For those who can wait, there are preparatory steps worth taking. If your organization runs on a five-year refresh cycle, mark early 2026 as a planning horizon. Begin skilling up on DDR5 ECC memory configuration, as Dunlow will almost certainly require UDIMM ECC or RDIMMs, and understand the power delivery and cooling requirements of a higher TDP 28-core part. It’s also a good time to reassess software licensing: some per-core licenses that were barely a line item with eight-core chips become significant at 28 cores. Keep an eye on Intel’s official Xeon roadmap updates, which will surface at events like Intel Innovation or CES and provide more concrete timelines.

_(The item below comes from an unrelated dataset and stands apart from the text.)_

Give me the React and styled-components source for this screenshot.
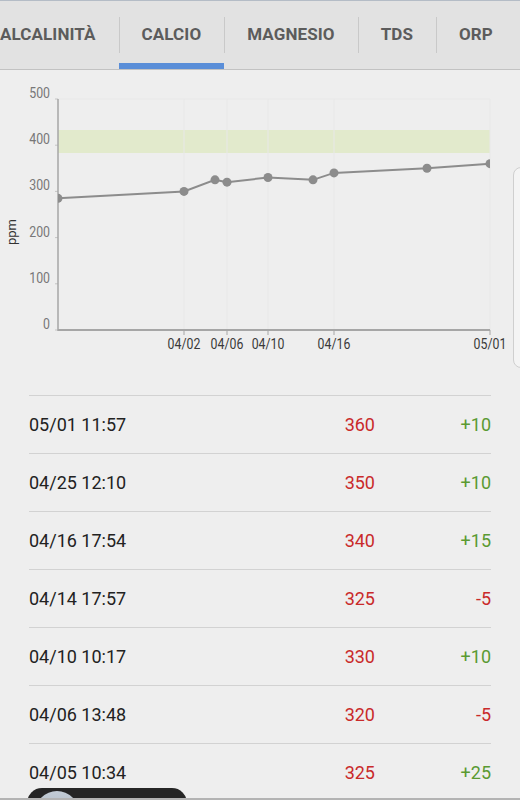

And don’t hoard LGA1700 Xeon E boards hoping they’ll take Dunlow chips. They won’t. The socket change is physical and electrical, so any transition will require a new motherboard, and likely a new CPU cooler mounting kit. Plan for a full platform swap.
Outlook: More Cores, More Competition
Dunlow is a signal that Intel intends to defend its entry-server turf aggressively. As AMD pushes its EPYC 4004 series forward with Zen 5 and eventually Zen 6 cores, the core-count ceiling will keep rising. Intel’s answer—a dedicated socket with headroom for up to 28 cores—shows it’s willing to invest in a segment that had been somewhat neglected.
The real determinant of success will be pricing. Today’s 8-core Xeon E-2488 lists at around $600, placing it near AMD’s 12- and 16-core EPYC 4004 parts. If Intel can deliver a 20- or 28-core Dunlow chip at a competitive price while maintaining strong single-thread performance, it could win back system builders who have migrated to AMD in recent years. Leaks about Nova Lake’s architecture suggest substantial IPC and efficiency gains, which would benefit both server and client products.
For now, treat Dunlow as a promising leak rather than a product announcement. Intel has not confirmed any details, and the company’s roadmap could shift. But for anyone keeping an eye on the x86 server landscape, this is the clearest sign yet that entry-level servers are about to get a lot more muscle.